### [Dataset extract]

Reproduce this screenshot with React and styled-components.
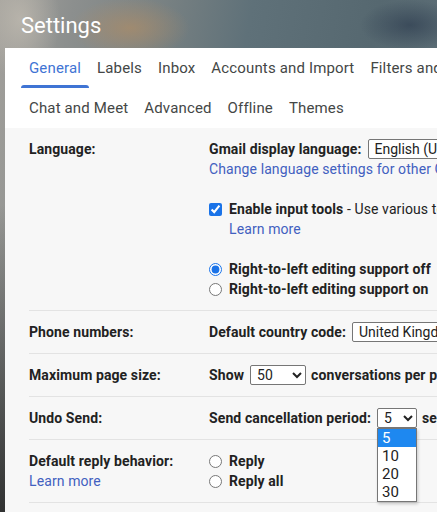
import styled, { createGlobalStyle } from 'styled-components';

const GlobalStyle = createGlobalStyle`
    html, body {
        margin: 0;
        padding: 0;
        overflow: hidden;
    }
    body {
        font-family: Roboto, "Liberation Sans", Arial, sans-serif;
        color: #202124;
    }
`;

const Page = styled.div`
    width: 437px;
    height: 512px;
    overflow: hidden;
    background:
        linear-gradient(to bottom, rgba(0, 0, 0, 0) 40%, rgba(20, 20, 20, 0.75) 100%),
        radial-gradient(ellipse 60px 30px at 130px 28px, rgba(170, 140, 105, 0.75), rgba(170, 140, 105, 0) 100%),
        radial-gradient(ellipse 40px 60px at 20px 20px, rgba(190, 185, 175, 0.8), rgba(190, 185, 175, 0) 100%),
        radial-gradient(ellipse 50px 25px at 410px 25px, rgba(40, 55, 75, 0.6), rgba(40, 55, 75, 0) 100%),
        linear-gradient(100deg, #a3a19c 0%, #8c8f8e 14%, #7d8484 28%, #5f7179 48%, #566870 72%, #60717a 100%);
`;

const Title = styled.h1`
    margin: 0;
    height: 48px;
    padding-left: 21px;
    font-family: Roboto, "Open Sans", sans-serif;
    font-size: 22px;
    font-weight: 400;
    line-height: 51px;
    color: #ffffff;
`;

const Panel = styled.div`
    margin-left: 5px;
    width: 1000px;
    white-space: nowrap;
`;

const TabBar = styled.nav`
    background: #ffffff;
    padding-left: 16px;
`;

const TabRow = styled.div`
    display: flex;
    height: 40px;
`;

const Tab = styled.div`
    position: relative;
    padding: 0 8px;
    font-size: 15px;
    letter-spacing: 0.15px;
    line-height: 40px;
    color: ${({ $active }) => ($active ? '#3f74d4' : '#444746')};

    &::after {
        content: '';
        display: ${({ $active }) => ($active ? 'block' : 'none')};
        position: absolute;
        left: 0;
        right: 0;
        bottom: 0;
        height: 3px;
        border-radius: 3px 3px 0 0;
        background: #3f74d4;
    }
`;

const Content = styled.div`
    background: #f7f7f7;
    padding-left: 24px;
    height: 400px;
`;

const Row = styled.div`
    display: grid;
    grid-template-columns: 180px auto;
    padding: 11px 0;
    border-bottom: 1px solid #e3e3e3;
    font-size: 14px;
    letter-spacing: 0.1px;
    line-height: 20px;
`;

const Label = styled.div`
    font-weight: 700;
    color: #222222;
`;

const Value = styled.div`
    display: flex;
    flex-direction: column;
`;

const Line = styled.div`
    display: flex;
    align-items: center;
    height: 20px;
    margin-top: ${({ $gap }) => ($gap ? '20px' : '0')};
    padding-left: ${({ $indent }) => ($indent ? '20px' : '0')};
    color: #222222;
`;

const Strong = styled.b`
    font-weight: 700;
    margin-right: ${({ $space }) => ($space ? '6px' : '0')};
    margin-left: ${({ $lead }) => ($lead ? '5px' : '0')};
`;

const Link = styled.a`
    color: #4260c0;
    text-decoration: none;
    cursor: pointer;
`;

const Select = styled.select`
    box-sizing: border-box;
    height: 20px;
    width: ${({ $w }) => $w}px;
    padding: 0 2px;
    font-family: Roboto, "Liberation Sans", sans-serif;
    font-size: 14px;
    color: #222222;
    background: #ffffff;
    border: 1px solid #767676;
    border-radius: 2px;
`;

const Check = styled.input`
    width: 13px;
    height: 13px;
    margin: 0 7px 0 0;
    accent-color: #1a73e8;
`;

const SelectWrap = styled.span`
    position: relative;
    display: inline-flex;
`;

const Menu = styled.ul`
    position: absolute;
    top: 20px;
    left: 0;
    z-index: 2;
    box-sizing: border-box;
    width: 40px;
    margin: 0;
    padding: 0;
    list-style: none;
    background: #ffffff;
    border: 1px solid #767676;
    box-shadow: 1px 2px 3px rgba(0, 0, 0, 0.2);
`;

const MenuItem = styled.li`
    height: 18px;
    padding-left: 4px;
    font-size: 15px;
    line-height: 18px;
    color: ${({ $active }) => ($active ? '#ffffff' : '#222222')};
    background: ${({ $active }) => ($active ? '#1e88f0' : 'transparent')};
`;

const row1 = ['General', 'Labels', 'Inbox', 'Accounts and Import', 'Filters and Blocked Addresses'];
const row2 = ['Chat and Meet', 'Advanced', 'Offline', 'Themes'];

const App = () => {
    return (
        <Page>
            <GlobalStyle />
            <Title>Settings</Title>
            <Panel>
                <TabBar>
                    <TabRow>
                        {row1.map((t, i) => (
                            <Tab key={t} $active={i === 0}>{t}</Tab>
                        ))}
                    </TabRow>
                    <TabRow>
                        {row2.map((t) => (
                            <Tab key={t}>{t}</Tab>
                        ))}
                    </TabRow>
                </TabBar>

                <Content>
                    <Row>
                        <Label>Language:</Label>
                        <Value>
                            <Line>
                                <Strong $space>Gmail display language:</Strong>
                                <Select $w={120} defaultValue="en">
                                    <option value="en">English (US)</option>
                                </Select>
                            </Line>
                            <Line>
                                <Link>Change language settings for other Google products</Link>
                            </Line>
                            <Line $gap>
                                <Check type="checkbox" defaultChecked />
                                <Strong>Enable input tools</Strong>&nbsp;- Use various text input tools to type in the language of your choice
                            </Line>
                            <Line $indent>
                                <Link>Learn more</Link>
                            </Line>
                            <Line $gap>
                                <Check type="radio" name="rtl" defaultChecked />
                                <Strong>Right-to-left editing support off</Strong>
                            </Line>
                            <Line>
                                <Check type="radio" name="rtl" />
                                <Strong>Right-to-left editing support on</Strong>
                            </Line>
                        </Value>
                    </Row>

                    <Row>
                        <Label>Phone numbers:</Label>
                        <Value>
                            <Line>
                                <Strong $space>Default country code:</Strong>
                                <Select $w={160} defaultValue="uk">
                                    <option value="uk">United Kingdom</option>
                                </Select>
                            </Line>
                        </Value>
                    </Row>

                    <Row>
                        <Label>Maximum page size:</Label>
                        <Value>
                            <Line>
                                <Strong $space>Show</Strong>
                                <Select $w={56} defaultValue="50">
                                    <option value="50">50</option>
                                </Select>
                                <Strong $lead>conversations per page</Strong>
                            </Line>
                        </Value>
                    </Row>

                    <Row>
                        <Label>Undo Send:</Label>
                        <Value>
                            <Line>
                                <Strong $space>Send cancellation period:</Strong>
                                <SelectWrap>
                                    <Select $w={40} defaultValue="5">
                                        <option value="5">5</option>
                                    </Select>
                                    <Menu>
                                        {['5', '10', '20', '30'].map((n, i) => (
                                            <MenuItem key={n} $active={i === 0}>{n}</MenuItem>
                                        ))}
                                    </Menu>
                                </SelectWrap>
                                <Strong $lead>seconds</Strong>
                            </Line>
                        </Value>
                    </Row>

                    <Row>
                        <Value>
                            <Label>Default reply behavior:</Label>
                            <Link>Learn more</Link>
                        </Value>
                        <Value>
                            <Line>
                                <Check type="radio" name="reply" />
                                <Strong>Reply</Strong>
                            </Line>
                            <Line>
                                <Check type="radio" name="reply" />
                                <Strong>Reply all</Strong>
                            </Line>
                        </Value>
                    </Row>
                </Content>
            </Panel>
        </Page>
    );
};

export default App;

...

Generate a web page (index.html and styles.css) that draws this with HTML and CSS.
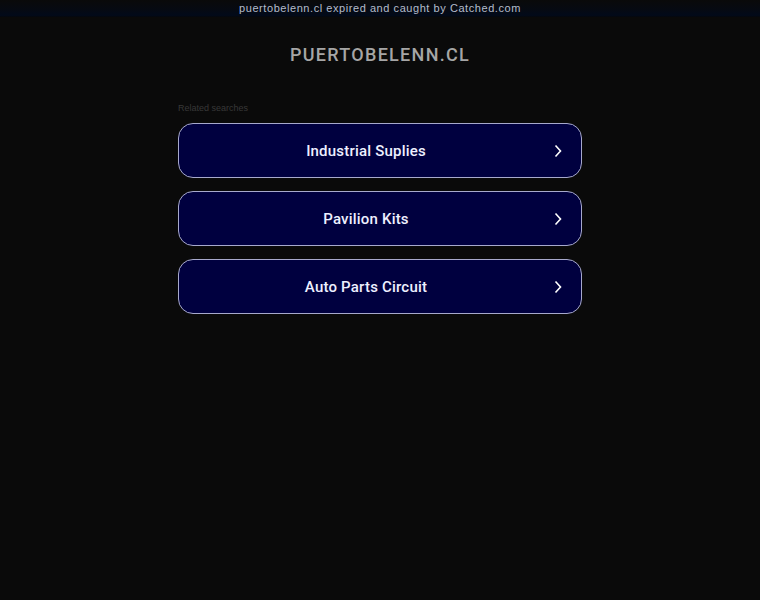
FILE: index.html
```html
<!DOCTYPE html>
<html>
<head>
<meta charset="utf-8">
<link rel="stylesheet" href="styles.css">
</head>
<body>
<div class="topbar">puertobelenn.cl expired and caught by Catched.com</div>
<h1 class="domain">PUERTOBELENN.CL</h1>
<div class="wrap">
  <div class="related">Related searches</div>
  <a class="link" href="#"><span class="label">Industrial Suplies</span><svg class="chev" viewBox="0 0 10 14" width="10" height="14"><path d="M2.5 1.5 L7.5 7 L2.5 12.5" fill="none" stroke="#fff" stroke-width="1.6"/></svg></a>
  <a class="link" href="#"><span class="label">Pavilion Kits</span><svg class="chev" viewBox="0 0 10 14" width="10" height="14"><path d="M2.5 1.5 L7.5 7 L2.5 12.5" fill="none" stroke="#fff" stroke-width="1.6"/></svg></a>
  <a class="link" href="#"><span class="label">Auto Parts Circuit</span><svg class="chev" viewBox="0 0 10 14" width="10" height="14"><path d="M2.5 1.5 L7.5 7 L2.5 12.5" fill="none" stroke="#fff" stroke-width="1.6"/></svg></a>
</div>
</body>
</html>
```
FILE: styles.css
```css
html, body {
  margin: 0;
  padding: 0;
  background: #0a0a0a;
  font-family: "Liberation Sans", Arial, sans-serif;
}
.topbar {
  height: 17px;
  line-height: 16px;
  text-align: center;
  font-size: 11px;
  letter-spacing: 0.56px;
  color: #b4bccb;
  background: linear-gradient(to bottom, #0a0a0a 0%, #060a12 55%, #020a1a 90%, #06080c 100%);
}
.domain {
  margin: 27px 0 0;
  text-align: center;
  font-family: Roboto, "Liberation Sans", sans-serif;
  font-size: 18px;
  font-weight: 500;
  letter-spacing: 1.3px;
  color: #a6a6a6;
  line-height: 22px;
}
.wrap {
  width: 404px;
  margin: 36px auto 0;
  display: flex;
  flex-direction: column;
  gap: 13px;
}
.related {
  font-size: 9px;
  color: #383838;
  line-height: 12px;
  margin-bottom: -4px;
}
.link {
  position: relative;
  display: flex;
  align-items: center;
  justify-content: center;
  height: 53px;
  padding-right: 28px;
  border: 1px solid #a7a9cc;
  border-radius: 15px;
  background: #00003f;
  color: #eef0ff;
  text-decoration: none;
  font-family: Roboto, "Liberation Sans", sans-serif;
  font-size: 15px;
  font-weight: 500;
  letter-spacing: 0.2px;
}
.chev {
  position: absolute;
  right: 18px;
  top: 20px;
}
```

==

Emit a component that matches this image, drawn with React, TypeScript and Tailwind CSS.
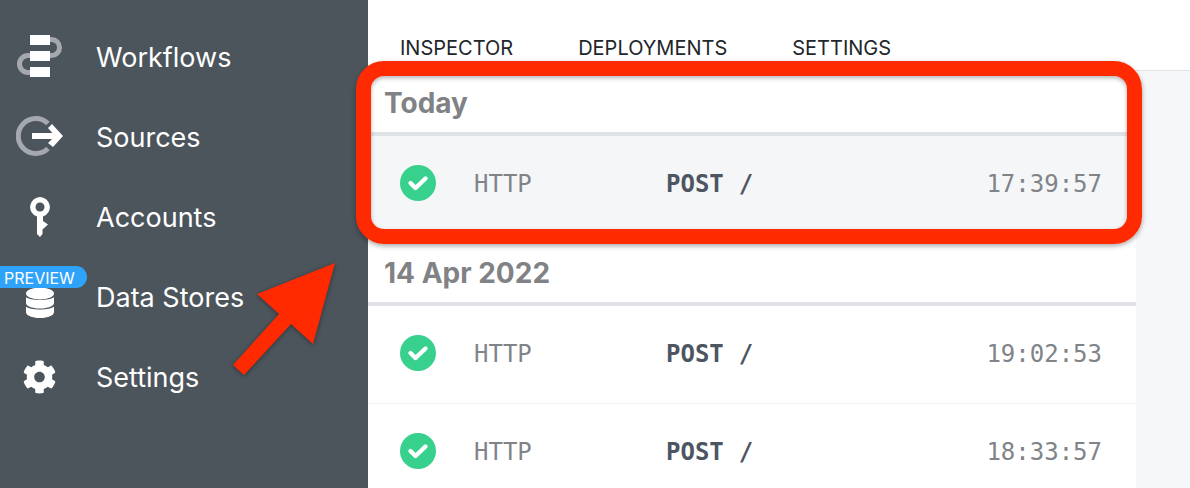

### [What to work on]
Pull out all lines containing "styles".

### [Solution to the problem]
Generate a web page (index.html and styles.css) that draws this with HTML and CSS.
<link rel="stylesheet" href="styles.css">
FILE: styles.css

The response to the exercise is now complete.